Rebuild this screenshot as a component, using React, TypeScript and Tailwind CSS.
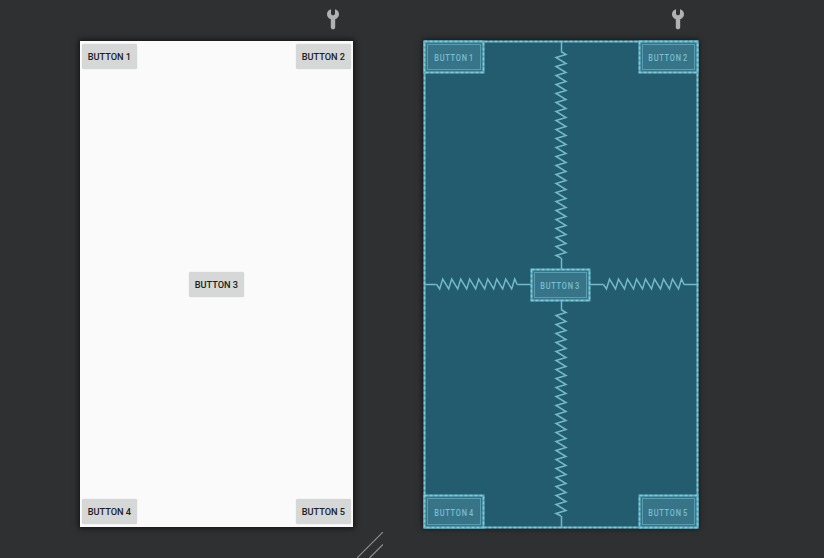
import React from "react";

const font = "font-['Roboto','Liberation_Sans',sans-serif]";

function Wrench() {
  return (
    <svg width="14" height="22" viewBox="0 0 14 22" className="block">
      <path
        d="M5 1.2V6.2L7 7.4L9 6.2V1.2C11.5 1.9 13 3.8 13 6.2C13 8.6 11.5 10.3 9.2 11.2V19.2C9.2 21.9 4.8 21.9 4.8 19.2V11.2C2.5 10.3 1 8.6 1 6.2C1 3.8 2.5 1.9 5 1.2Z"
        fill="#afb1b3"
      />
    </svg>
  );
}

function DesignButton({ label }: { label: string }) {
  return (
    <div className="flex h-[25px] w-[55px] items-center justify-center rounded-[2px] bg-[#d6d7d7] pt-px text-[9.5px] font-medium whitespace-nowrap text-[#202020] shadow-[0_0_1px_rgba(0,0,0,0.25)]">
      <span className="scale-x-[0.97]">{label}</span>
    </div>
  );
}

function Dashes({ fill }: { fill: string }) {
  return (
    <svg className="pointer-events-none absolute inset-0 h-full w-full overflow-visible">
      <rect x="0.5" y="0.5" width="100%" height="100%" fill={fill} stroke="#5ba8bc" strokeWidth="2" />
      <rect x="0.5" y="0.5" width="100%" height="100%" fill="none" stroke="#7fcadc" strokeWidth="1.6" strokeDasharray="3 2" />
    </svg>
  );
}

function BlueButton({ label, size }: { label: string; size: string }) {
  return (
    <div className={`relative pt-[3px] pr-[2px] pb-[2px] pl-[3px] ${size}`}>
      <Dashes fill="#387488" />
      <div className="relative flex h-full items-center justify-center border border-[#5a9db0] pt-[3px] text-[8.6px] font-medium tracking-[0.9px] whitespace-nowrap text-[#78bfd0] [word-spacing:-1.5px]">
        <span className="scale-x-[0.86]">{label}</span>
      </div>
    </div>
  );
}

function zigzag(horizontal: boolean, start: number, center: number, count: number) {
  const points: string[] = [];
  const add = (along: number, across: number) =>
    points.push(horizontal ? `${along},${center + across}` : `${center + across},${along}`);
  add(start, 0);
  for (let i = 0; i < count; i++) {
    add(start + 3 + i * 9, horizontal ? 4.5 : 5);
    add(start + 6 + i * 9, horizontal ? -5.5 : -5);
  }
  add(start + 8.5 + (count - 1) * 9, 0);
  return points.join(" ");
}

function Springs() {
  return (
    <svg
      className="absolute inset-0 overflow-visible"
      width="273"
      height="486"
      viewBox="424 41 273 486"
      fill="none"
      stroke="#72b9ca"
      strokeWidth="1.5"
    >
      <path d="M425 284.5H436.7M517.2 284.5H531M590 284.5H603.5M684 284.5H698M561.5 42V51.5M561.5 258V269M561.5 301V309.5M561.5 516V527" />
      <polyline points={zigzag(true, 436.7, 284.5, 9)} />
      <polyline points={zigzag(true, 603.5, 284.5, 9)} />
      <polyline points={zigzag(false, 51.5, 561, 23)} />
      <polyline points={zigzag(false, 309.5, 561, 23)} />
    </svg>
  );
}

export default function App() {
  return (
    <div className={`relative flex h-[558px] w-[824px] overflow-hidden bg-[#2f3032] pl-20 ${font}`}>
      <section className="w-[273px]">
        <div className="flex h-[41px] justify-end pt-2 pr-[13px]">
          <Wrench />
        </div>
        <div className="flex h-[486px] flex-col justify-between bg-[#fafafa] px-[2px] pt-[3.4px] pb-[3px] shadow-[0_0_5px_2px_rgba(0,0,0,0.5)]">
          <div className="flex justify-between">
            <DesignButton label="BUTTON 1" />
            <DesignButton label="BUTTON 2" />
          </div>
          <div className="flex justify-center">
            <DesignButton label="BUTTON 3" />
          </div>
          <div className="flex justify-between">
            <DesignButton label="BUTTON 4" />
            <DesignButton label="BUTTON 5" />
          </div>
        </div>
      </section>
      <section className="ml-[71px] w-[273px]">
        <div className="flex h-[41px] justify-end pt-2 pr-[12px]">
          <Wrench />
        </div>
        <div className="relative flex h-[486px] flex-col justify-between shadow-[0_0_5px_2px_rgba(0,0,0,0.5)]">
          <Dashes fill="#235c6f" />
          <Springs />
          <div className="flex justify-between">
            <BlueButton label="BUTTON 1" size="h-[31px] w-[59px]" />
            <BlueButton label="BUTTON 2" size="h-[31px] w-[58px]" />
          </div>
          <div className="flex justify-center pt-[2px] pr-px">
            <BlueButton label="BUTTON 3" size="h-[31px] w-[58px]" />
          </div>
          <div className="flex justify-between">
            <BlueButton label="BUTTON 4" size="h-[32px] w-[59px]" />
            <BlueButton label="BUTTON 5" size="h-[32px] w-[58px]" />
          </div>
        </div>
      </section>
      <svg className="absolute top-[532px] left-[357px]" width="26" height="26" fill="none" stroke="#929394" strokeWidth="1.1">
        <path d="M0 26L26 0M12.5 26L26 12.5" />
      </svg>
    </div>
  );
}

────────────────────────────────────────

→ **Your instructions**:
Drop the images and repeat the data exactly.

→ **Full response**:
Rebuild this screenshot as a component, using React, TypeScript and Tailwind CSS.
import React from "react";

const font = "font-['Roboto','Liberation_Sans',sans-serif]";

function Wrench() {
  return (
    <svg width="14" height="22" viewBox="0 0 14 22" className="block">
      <path
        d="M5 1.2V6.2L7 7.4L9 6.2V1.2C11.5 1.9 13 3.8 13 6.2C13 8.6 11.5 10.3 9.2 11.2V19.2C9.2 21.9 4.8 21.9 4.8 19.2V11.2C2.5 10.3 1 8.6 1 6.2C1 3.8 2.5 1.9 5 1.2Z"
        fill="#afb1b3"
      />
    </svg>
  );
}

function DesignButton({ label }: { label: string }) {
  return (
    <div className="flex h-[25px] w-[55px] items-center justify-center rounded-[2px] bg-[#d6d7d7] pt-px text-[9.5px] font-medium whitespace-nowrap text-[#202020] shadow-[0_0_1px_rgba(0,0,0,0.25)]">
      <span className="scale-x-[0.97]">{label}</span>
    </div>
  );
}

function Dashes({ fill }: { fill: string }) {
  return (
    <svg className="pointer-events-none absolute inset-0 h-full w-full overflow-visible">
      <rect x="0.5" y="0.5" width="100%" height="100%" fill={fill} stroke="#5ba8bc" strokeWidth="2" />
      <rect x="0.5" y="0.5" width="100%" height="100%" fill="none" stroke="#7fcadc" strokeWidth="1.6" strokeDasharray="3 2" />
    </svg>
  );
}

function BlueButton({ label, size }: { label: string; size: string }) {
  return (
    <div className={`relative pt-[3px] pr-[2px] pb-[2px] pl-[3px] ${size}`}>
      <Dashes fill="#387488" />
      <div className="relative flex h-full items-center justify-center border border-[#5a9db0] pt-[3px] text-[8.6px] font-medium tracking-[0.9px] whitespace-nowrap text-[#78bfd0] [word-spacing:-1.5px]">
        <span className="scale-x-[0.86]">{label}</span>
      </div>
    </div>
  );
}

function zigzag(horizontal: boolean, start: number, center: number, count: number) {
  const points: string[] = [];
  const add = (along: number, across: number) =>
    points.push(horizontal ? `${along},${center + across}` : `${center + across},${along}`);
  add(start, 0);
  for (let i = 0; i < count; i++) {
    add(start + 3 + i * 9, horizontal ? 4.5 : 5);
    add(start + 6 + i * 9, horizontal ? -5.5 : -5);
  }
  add(start + 8.5 + (count - 1) * 9, 0);
  return points.join(" ");
}

function Springs() {
  return (
    <svg
      className="absolute inset-0 overflow-visible"
      width="273"
      height="486"
      viewBox="424 41 273 486"
      fill="none"
      stroke="#72b9ca"
      strokeWidth="1.5"
    >
      <path d="M425 284.5H436.7M517.2 284.5H531M590 284.5H603.5M684 284.5H698M561.5 42V51.5M561.5 258V269M561.5 301V309.5M561.5 516V527" />
      <polyline points={zigzag(true, 436.7, 284.5, 9)} />
      <polyline points={zigzag(true, 603.5, 284.5, 9)} />
      <polyline points={zigzag(false, 51.5, 561, 23)} />
      <polyline points={zigzag(false, 309.5, 561, 23)} />
    </svg>
  );
}

export default function App() {
  return (
    <div className={`relative flex h-[558px] w-[824px] overflow-hidden bg-[#2f3032] pl-20 ${font}`}>
      <section className="w-[273px]">
        <div className="flex h-[41px] justify-end pt-2 pr-[13px]">
          <Wrench />
        </div>
        <div className="flex h-[486px] flex-col justify-between bg-[#fafafa] px-[2px] pt-[3.4px] pb-[3px] shadow-[0_0_5px_2px_rgba(0,0,0,0.5)]">
          <div className="flex justify-between">
            <DesignButton label="BUTTON 1" />
            <DesignButton label="BUTTON 2" />
          </div>
          <div className="flex justify-center">
            <DesignButton label="BUTTON 3" />
          </div>
          <div className="flex justify-between">
            <DesignButton label="BUTTON 4" />
            <DesignButton label="BUTTON 5" />
          </div>
        </div>
      </section>
      <section className="ml-[71px] w-[273px]">
        <div className="flex h-[41px] justify-end pt-2 pr-[12px]">
          <Wrench />
        </div>
        <div className="relative flex h-[486px] flex-col justify-between shadow-[0_0_5px_2px_rgba(0,0,0,0.5)]">
          <Dashes fill="#235c6f" />
          <Springs />
          <div className="flex justify-between">
            <BlueButton label="BUTTON 1" size="h-[31px] w-[59px]" />
            <BlueButton label="BUTTON 2" size="h-[31px] w-[58px]" />
          </div>
          <div className="flex justify-center pt-[2px] pr-px">
            <BlueButton label="BUTTON 3" size="h-[31px] w-[58px]" />
          </div>
          <div className="flex justify-between">
            <BlueButton label="BUTTON 4" size="h-[32px] w-[59px]" />
            <BlueButton label="BUTTON 5" size="h-[32px] w-[58px]" />
          </div>
        </div>
      </section>
      <svg className="absolute top-[532px] left-[357px]" width="26" height="26" fill="none" stroke="#929394" strokeWidth="1.1">
        <path d="M0 26L26 0M12.5 26L26 12.5" />
      </svg>
    </div>
  );
}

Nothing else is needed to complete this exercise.